La fiscalité sur les plus-values immobilières (hors résidence principale) a été modifiée le 1er janvier 2011. La loi de finances 2011 majore de trois points le taux d'imposition qui passe de 28,1% (16% + 12,1% de prélèvements sociaux) à 31,3% (19% + 12,3% de prélèvements sociaux). L'abattement de 10% au-delà de 5 ans de détention s'applique toujours, le bien étant totalement exonéré au bout de 15 ans. Le gouvernement voudrait aller plus loin en excluant les prélèvements sociaux de l'abattement annuel, ce qui revient à taxer à 12,3% les plus-values de tous les biens détenus depuis plus de 15 ans, résidence principale incluse.

L'idée ne convainc pas et met en colère bon nombre d'élus de droite comme de gauche.

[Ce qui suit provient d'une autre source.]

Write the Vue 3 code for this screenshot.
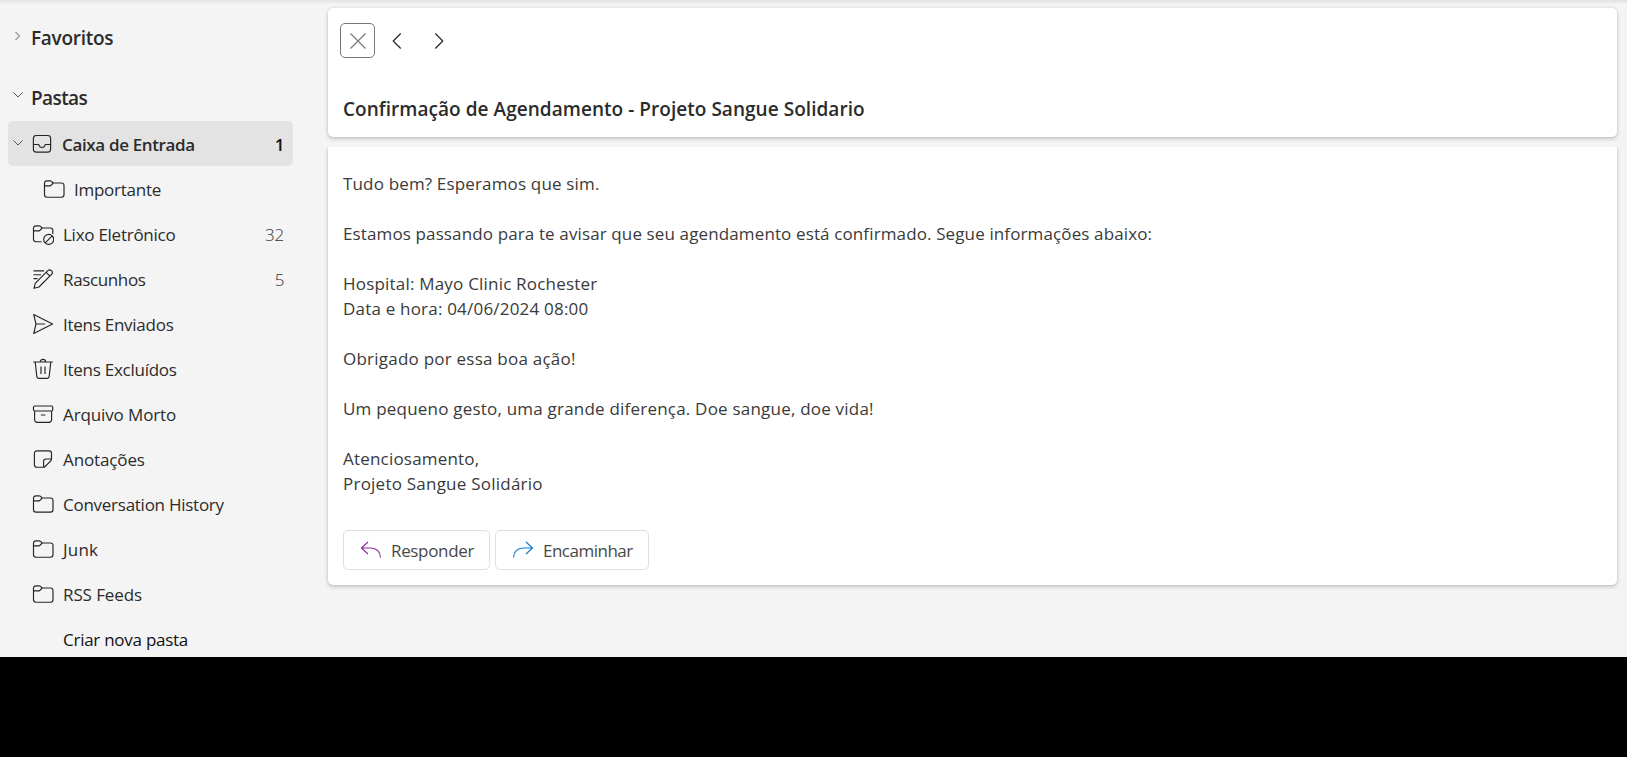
<script setup>
const FOLDER = 'M1.5 8.3V5.2a2.4 2.4 0 0 1 2.4-2.4h3.2c.6 0 1 .2 1.4.6l1.7 1.6-2 2.2c-.4.5-.9.7-1.5.7H1.5v8.9a2.4 2.4 0 0 0 2.4 2.4h14.7a2.4 2.4 0 0 0 2.4-2.4V7.3a2.3 2.3 0 0 0-2.4-2.3h-8.4'

const folders = [
  { id: 'important', label: 'Importante', child: true, icon: [FOLDER] },
  {
    id: 'junkmail', label: 'Lixo Eletrônico', count: 32,
    icon: [
      'M9.6 18.7H3.9A2.4 2.4 0 0 1 1.5 16.3V5.2a2.4 2.4 0 0 1 2.4-2.400h3.200c.6 0 1 .2 1.400.6l1.700 1.600-2 2.200c-.4.5-.9.7-1.500.7H1.500M10.200 5h8.200a2.400 2.400 0 0 1 2.400 2.400V11',
      'M11.700 16.400a5 5 0 1 0 10 0a5 5 0 1 0-10 0M13.200 19.900l7-7'
    ]
  },
  {
    id: 'drafts', label: 'Rascunhos', count: 5,
    icon: [
      'M2 20.300l1.200-5L15.800 2.700a2.600 2.600 0 0 1 3.700 3.700L7 19zM14.200 4.400l3.700 3.700',
      'M1.500 2.800h10.700M1.500 6.700h7.500M1.500 10.600h4'
    ]
  },
  { id: 'sent', label: 'Itens Enviados', icon: ['M1.700 1.600L20.600 11L1.700 20.500L4 11zM4 11h9'] },
  {
    id: 'deleted', label: 'Itens Excluídos',
    icon: ['M1.200 4h19.600M8.200 4a2.700 2.700 0 0 1 5.400 0M3.200 4l1.600 14.200a2.400 2.400 0 0 0 2.400 2.200h7.600a2.400 2.400 0 0 0 2.400-2.200L18.800 4M9 8.400v7.700M13 8.400v7.700']
  },
  {
    id: 'archive', label: 'Arquivo Morto',
    icon: ['M2.700 3h16.800a1.200 1.200 0 0 1 1.200 1.200v2.600a1.200 1.200 0 0 1-1.200 1.200H2.700a1.200 1.200 0 0 1-1.200-1.200V4.200A1.200 1.200 0 0 1 2.700 3zM2.600 8v8.600a2.700 2.700 0 0 0 2.700 2.700h11.600a2.700 2.700 0 0 0 2.700-2.700V8M8.900 12h4.400']
  },
  {
    id: 'notes', label: 'Anotações',
    icon: ['M19.500 11V5.300a2.500 2.500 0 0 0-2.500-2.500H4.900a2.500 2.500 0 0 0-2.500 2.500v11.400a2.500 2.500 0 0 0 2.500 2.500h6.500c.7 0 1.200-.2 1.700-.7l5.700-5.700c.5-.5.7-1 .7-1.800h-5.400a2.500 2.500 0 0 0-2.500 2.500v5.700']
  },
  { id: 'history', label: 'Conversation History', icon: [FOLDER] },
  { id: 'junk', label: 'Junk', icon: [FOLDER] },
  { id: 'rss', label: 'RSS Feeds', icon: [FOLDER] }
]

const message = [
  { id: 'm1', text: 'Tudo bem? Esperamos que sim.' },
  { id: 'm2', text: 'Estamos passando para te avisar que seu agendamento está confirmado. Segue informações abaixo:', gap: true },
  { id: 'm3', text: 'Hospital: Mayo Clinic Rochester', gap: true },
  { id: 'm4', text: 'Data e hora: 04/06/2024 08:00' },
  { id: 'm5', text: 'Obrigado por essa boa ação!', gap: true },
  { id: 'm6', text: 'Um pequeno gesto, uma grande diferença. Doe sangue, doe vida!', gap: true },
  { id: 'm7', text: 'Atenciosamento,', gap: true },
  { id: 'm8', text: 'Projeto Sangue Solidário' }
]
</script>

<template>
  <div class="screen">
    <div class="app">
      <nav class="sidebar">
        <div class="group favorites">
          <svg class="chevron" viewBox="0 0 12 12"><path d="M3.500 2l4 4-4 4" /></svg>
          <span>Favoritos</span>
        </div>
        <div class="group folders">
          <svg class="chevron" viewBox="0 0 12 12"><path d="M1.500 3.500l4.500 4.500 4.500-4.500" /></svg>
          <span>Pastas</span>
        </div>
        <div class="row inbox">
          <svg class="chevron" viewBox="0 0 12 12"><path d="M1.500 3.500l4.500 4.500 4.500-4.500" /></svg>
          <svg class="icon" viewBox="0 0 22 22">
            <path d="M4.200 2.500h11.600a2.800 2.800 0 0 1 2.800 2.800v11a2.800 2.800 0 0 1-2.800 2.800H4.200a2.800 2.800 0 0 1-2.800-2.800v-11a2.800 2.800 0 0 1 2.800-2.800zM1.400 11.500h4.800c.5 0 .8.3.9.800a3 3 0 0 0 5.800 0c.1-.5.4-.8.9-.8h4.800" />
          </svg>
          <span class="name">Caixa de Entrada</span>
          <span class="count">1</span>
        </div>
        <div v-for="f in folders" :key="f.id" class="row" :class="[f.id, { child: f.child }]">
          <svg class="icon" viewBox="0 0 22 22"><path v-for="(d, i) in f.icon" :key="i" :d="d" /></svg>
          <span class="name">{{ f.label }}</span>
          <span v-if="f.count" class="count">{{ f.count }}</span>
        </div>
        <div class="row create"><span class="name">Criar nova pasta</span></div>
      </nav>

      <main class="reader">
        <header class="card head">
          <div class="tools">
            <button class="tool close"><svg viewBox="0 0 18 18"><path d="M1.500 1.500l15 15M16.500 1.500l-15 15" /></svg></button>
            <button class="tool prev"><svg viewBox="0 0 18 18"><path d="M12.700 1.500L5.200 9l7.500 7.500" /></svg></button>
            <button class="tool next"><svg viewBox="0 0 18 18"><path d="M5.300 1.500L12.800 9l-7.500 7.500" /></svg></button>
          </div>
          <h1>Confirmação de Agendamento - Projeto Sangue Solidario</h1>
        </header>
        <article class="card body">
          <p v-for="m in message" :key="m.id" :class="[m.id, { gap: m.gap }]">{{ m.text }}</p>
          <div class="actions">
            <button class="action reply">
              <svg viewBox="0 0 22 18"><path d="M8 1L1.500 7 8 13M1.500 7h9.500c5.500 0 9.500 4 9.500 9.500" /></svg>
              <span>Responder</span>
            </button>
            <button class="action forward">
              <svg viewBox="0 0 22 18"><path d="M14 1l6.500 6L14 13M20.500 7H11C5.500 7 1.500 11 1.500 16.500" /></svg>
              <span>Encaminhar</span>
            </button>
          </div>
        </article>
      </main>
    </div>
  </div>
</template>

<style>
body { background: #000; }
</style>

<style scoped>
.screen {
  width: 100%;
  height: 757px;
  overflow: hidden;
  background: #000;
  font-family: "Open Sans", "Noto Sans", sans-serif;
  font-size: 17px;
  color: #2b2b2b;
}
.app {
  display: flex;
  height: 657px;
  overflow: hidden;
  background: linear-gradient(#e4e4e4 0, #e8e8e8 2px, #f4f4f4 4px);
}
svg { fill: none; stroke: currentColor; stroke-width: 1.15; stroke-linejoin: round; flex: none; display: block; }

.sidebar { width: 328px; flex: none; box-sizing: border-box; padding: 8px 35px 0 8px; }
.group {
  display: flex;
  align-items: center;
  box-sizing: border-box;
  height: 60px;
  padding-left: 4px;
  font-size: 19px;
  font-weight: 600;
  letter-spacing: -0.28px;
}
.group span { margin-left: 7px; }
.group .chevron { margin-bottom: 4px; }
.group.folders { height: 53px; padding-top: 6px; letter-spacing: -0.6px; }
.group.folders .chevron { margin: 0 0 5px; }
.chevron { width: 12px; height: 12px; stroke-width: 0.9; color: #444; }

.row {
  display: flex;
  align-items: center;
  box-sizing: border-box;
  height: 45px;
  padding: 0 9px 0 24px;
  white-space: nowrap;
  letter-spacing: -0.26px;
}
.row .icon { width: 22px; height: 22px; color: #242424; }
.row .name { margin-left: 9px; padding-top: 1px; }
.row .count { margin-left: auto; padding-top: 1px; font-weight: 300; color: #333; }
.row.inbox { padding-left: 4px; border-radius: 5px; background: #e3e3e3; font-weight: 600; letter-spacing: -0.35px; }
.row.inbox .chevron { margin-bottom: 2px; }
.row.inbox .icon { margin-left: 8px; }
.row.inbox .name { margin-left: 8px; }
.row.inbox .count { color: #111; font-weight: 600; }
.row.child { padding-left: 35px; }
.row.create { padding-left: 46px; color: #111; }
.row.drafts { letter-spacing: -0.36px; }
.row.archive, .row.notes { letter-spacing: -0.12px; }
.row.junk { letter-spacing: 0.2px; }
.row.rss { letter-spacing: -0.1px; }

.reader { flex: 1; min-width: 0; padding: 8px 10px 0 0; }
.card {
  box-sizing: border-box;
  background: #fff;
  box-shadow: 0 0 2px rgba(0, 0, 0, 0.16), 0 2px 4px rgba(0, 0, 0, 0.18);
}
.head { height: 129px; padding: 15px 12px 0; border-radius: 5px; }
.tools { display: flex; align-items: center; height: 35px; }
.tool {
  display: flex;
  align-items: center;
  justify-content: center;
  box-sizing: border-box;
  width: 35px;
  height: 35px;
  padding: 0;
  border: 0;
  background: none;
  color: #242424;
}
.tool svg { width: 18px; height: 18px; }
.tool.close { border: 1px solid #777; border-radius: 5px; color: #777; }
.tool.prev { margin-left: 4px; }
.tool.next { margin-left: 7px; }
h1 {
  margin: 36px 0 0 3px;
  font-size: 19px;
  line-height: 30px;
  font-weight: 600;
  letter-spacing: 0.04px;
}
.body { margin-top: 10px; height: 438px; padding: 24px 15px 0; border-radius: 0 0 5px 5px; clip-path: inset(0 -10px -10px -10px); }
p { margin: 0; line-height: 25px; color: #3a3a3a; letter-spacing: 0.2px; white-space: nowrap; }
p.gap { margin-top: 25px; }
.m1 { letter-spacing: 0.16px; }
.m2 { letter-spacing: 0.125px; }
.m5, .m8 { letter-spacing: 0.23px; }
.m6 { letter-spacing: 0.21px; }

.actions { display: flex; gap: 5px; margin-top: 34px; }
.action {
  display: flex;
  align-items: center;
  box-sizing: border-box;
  height: 40px;
  width: 147px;
  padding: 0 0 0 16px;
  border: 1px solid #e0e0e0;
  border-radius: 5px;
  background: #fff;
  font: inherit;
  color: #484848;
  letter-spacing: -0.34px;
}
.action svg { width: 22px; height: 18px; margin-bottom: 1px; }
.action span { margin-left: 9px; padding-top: 1px; }
.action.reply svg { color: #8e2da0; }
.action.forward { width: 154px; letter-spacing: -0.5px; }
.action.forward svg { color: #0f7fd4; }
</style>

Pour beaucoup de ménages, acquérir sa résidence principale est le projet d'une vie, aucune optique de spéculation derrière. Devenir propriétaire est aussi le moyen de préparer sa retraite, une sécurité face à la perte de revenus à l'heure où le régime par répartition s'essouffle et où les placements financiers type assurance vie sont plus lourdement taxés. L'écho de mécontentement se répercute du côté des professionnels de l'immobilier qui voient dans cette perspective de nouvelle taxation un frein à la mobilité résidentielle et a fortiori professionnelle. Ceci aurait également pour effet pervers de bloquer le marché de la revente : quand on a acheté petit, on revend quelques années plus tard pour acheter plus grand. En taxant la résidence principale, le gouvernement ne ferait qu'amenuiser l'offre immobilière, déjà réduite comme peau de chagrin dans certaines régions, et provoquerait en parallèle une inflation des prix et un retour des dessous-de-table.

Le député UMP Jérôme Chartier, dans son rapport sur le projet, préconise de taxer uniquement les cessions supérieures à 1,2 million d'euros, une façon d'épargner aux classes moyennes un nouvel impôt à quelques mois de la campagne électorale pour les présidentielles 2012.